Somalia
Somali president Mohamed Abdullahi Farmaajo has made admissions on military excesses in Somaliland under the era of former president Siad Barre.
His comments on Thursday came three days after what Mogadishu called an “ice-breaking” meeting with Somaliland president Muse Bihi. The meeting in Addis Ababa was brokered by the Ethiopian Prime minister Abiy Ahmed.
Speaking at a judicial conference on Thursday, Farmaajo averred that the civil war didn’t start in 1991 but well before that claiming many lives in northern regions (Somaliland).
“We are here now, what is needed is where we go from here, it is go towards justice. What is needed is acknowledgment in seeking forgiveness for the bad things that have happened, to correct the dark chapter in our history, which means to express regret for the suffering in the north.
“To express regret, to apologize to our brothers, those who died and those maimed, to say to them that what happened was bad history, it is in the past. Indeed what happened there was not like the south invading the north, it was not based on clan, it was a government system that existed at the time.
“As the head of State, to express regret, and to convey our apologies to our northern brothers and you join in that regard with me.”
Twitter reactions to Farmaajo’s admission
The admission by the president who faces reelection later this year received mixed reactions on Twitter. Some people are quick to point out that he is not the first president to apologize, that his predecessor Hassan Sheikh Mohamud is on record to have made similar admissions.
Whiles some say an admission is not an apology, others hold that it is a bold first step and an official apology will likely follow in due course.
I welcome President Farmajo’s apology over the massacres committed by the former military regime against our brothers in Somaliland in the name of our nation. We demand to apologise the killing of the soldiers at Wadajir Party HQ who were buried in a mass grave under his rule.

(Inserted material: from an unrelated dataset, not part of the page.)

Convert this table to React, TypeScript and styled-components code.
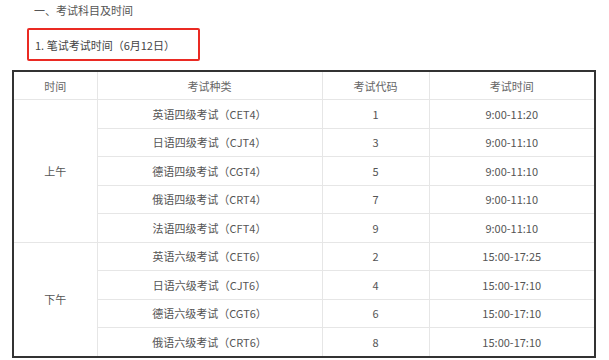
import React from "react";
import styled, { createGlobalStyle } from "styled-components";

const Global = createGlobalStyle`
  html, body { margin: 0; padding: 0; background: #fff; }
  body { font-family: "Noto Sans CJK SC", "Noto Sans", sans-serif; color: #555; }
`;

const Page = styled.div`
  width: 609px;
  height: 360px;
  overflow: hidden;
  display: flex;
  flex-direction: column;
`;

const Heading = styled.div`
  margin: 4px 0 0 34px;
  font-size: 11px;
  line-height: 13px;
  height: 13px;
  color: #555;
`;

const SubTitle = styled.div`
  margin: 11px 0 0 27px;
  width: 173px;
  height: 33px;
  box-sizing: border-box;
  border: 2px solid #ea2a23;
  border-radius: 2px;
  display: flex;
  align-items: center;
  padding-left: 6px;
  font-size: 11px;
  color: #444;
`;

const TableFrame = styled.div`
  margin: 9px 0 0 12px;
  width: 584px;
  box-sizing: border-box;
  border: 2px solid #333;
`;

const Table = styled.table`
  width: 100%;
  border-collapse: collapse;
  table-layout: fixed;
`;

const Row = styled.tr<{ $head?: boolean }>`
  height: ${(p) => (p.$head ? "27.6px" : "28.5px")};
`;

const Cell = styled.td<{ $noRight?: boolean; $noBottom?: boolean }>`
  padding: 0;
  text-align: center;
  vertical-align: middle;
  font-size: 11px;
  color: #555;
  border-right: ${(p) => (p.$noRight ? "none" : "1px solid #e6e6e6")};
  border-bottom: ${(p) => (p.$noBottom ? "none" : "1px solid #e6e6e6")};
`;

const HeadCell = styled(Cell).attrs({ as: "th" })`
  font-weight: normal;
  color: #666;
`;

type Exam = { name: string; code: string; time: string };

const morning: Exam[] = [
  { name: "英语四级考试（CET4）", code: "1", time: "9:00-11:20" },
  { name: "日语四级考试（CJT4）", code: "3", time: "9:00-11:10" },
  { name: "德语四级考试（CGT4）", code: "5", time: "9:00-11:10" },
  { name: "俄语四级考试（CRT4）", code: "7", time: "9:00-11:10" },
  { name: "法语四级考试（CFT4）", code: "9", time: "9:00-11:10" },
];

const afternoon: Exam[] = [
  { name: "英语六级考试（CET6）", code: "2", time: "15:00-17:25" },
  { name: "日语六级考试（CJT6）", code: "4", time: "15:00-17:10" },
  { name: "德语六级考试（CGT6）", code: "6", time: "15:00-17:10" },
  { name: "俄语六级考试（CRT6）", code: "8", time: "15:00-17:10" },
];

const Group = ({ label, rows, last }: { label: string; rows: Exam[]; last?: boolean }) => (
  <>
    {rows.map((r, i) => {
      const bottom = !!last && i === rows.length - 1;
      return (
        <Row key={r.code}>
          {i === 0 && (
            <Cell rowSpan={rows.length} $noBottom={last}>
              {label}
            </Cell>
          )}
          <Cell $noBottom={bottom}>{r.name}</Cell>
          <Cell $noBottom={bottom}>{r.code}</Cell>
          <Cell $noBottom={bottom} $noRight>
            {r.time}
          </Cell>
        </Row>
      );
    })}
  </>
);

export default function App() {
  return (
    <Page>
      <Global />
      <Heading>一、考试科目及时间</Heading>
      <SubTitle>1. 笔试考试时间（6月12日）</SubTitle>
      <TableFrame>
        <Table>
          <colgroup>
            <col style={{ width: 83 }} />
            <col style={{ width: 225 }} />
            <col style={{ width: 107 }} />
            <col />
          </colgroup>
          <thead>
            <Row $head>
              <HeadCell>时间</HeadCell>
              <HeadCell>考试种类</HeadCell>
              <HeadCell>考试代码</HeadCell>
              <HeadCell $noRight>考试时间</HeadCell>
            </Row>
          </thead>
          <tbody>
            <Group label="上午" rows={morning} />
            <Group label="下午" rows={afternoon} last />
          </tbody>
        </Table>
      </TableFrame>
    </Page>
  );
}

— Abdirahman Abdishakur (@AAbdishakur) February 13, 2020
This will not bring back the hundred thousand killed and millions displaced but its its very good step, and milestone for the somaliland-somalia talks. I have underlined in my yesterday interview the difficulties to talk to genocide deniers and sympathizers. #Somaliland #Somalia https://t.co/QTYZO3cVZi
— Ayan Mahamoud MBE (@Gobannimo) February 13, 2020
I profoundly & wholeheartedly welcome & support the brave initiative of Presdnt
— Amb. Awale Kullane (Awalekullane) February 13, 2020M_Farmaajo
on behalf of the people of Somalia to Formally apologize to the people of Northern Somalia /Somaliland for the crimes & atrocities committed in the late 1980s by the previous regime pic.twitter.com/hDsisDvF4N
— Hodan Ali (hodansomali) February 13, 2020
M_Farmaajo
state apology is indeed a important step, but the easy part of the equation.
Forgiveness is never comes easy.
Finding hearts & minds to accept will be most difficult.
I pray our bro/sis in Sland can find the courage to finally begin a healing process. #Somalia
Comments by Prez Farmajo on forgiveness for “dark past” with Somaliland very encouraging, positive first step day after meeting Prez Bihi.
Not a full apology for Barre-era atrocities, nonetheless, bold move. Well done.
A full apology will come am sure.https://t.co/Pt5t8dj6xO
— Rashid Abdi (@RAbdiCG) February 13, 2020
About the Hargeisa Holocaust: Pulitzer Center
This year marks the 32nd anniversary of what is referred to as the “Hargeisa Holocaust.” Hargeisa is the capital of Somaliland which is globally considered a semi-autonomous region of Somalia. They continue to push for international recognition till date.
The Pulitzer Center in a 2018 article on the circumstances around Mogadishu’s crackdown on Somaliland wrote: “Between 1987 and 1989, the regime of Somali dictator Siad Barre massacred an estimated 200,000 members of the Isaaq tribe, the largest clan group in the northwest part of Somalia.
“At the time, some Isaaqs were fighting for independence, and to eliminate the threat, Barre tried to exterminate all of them. Experts now say there are more than 200 mass graves in Somaliland, most of them in the Valley of Death.”
The report continues: “about 90 percent of the city was destroyed and tens of thousands of Isaaqs were killed. Yet there are no major plans to mark the horrors in Somaliland, or anywhere else for that matter. In the past, a few international organizations have recognized the bloodletting.
It added that a 2001 UN report investigating the attacks against the Isaaqs concluded that “the crime of genocide was conceived, planned and perpetrated by the Somalia Government against the Isaaq people of northern Somalia.”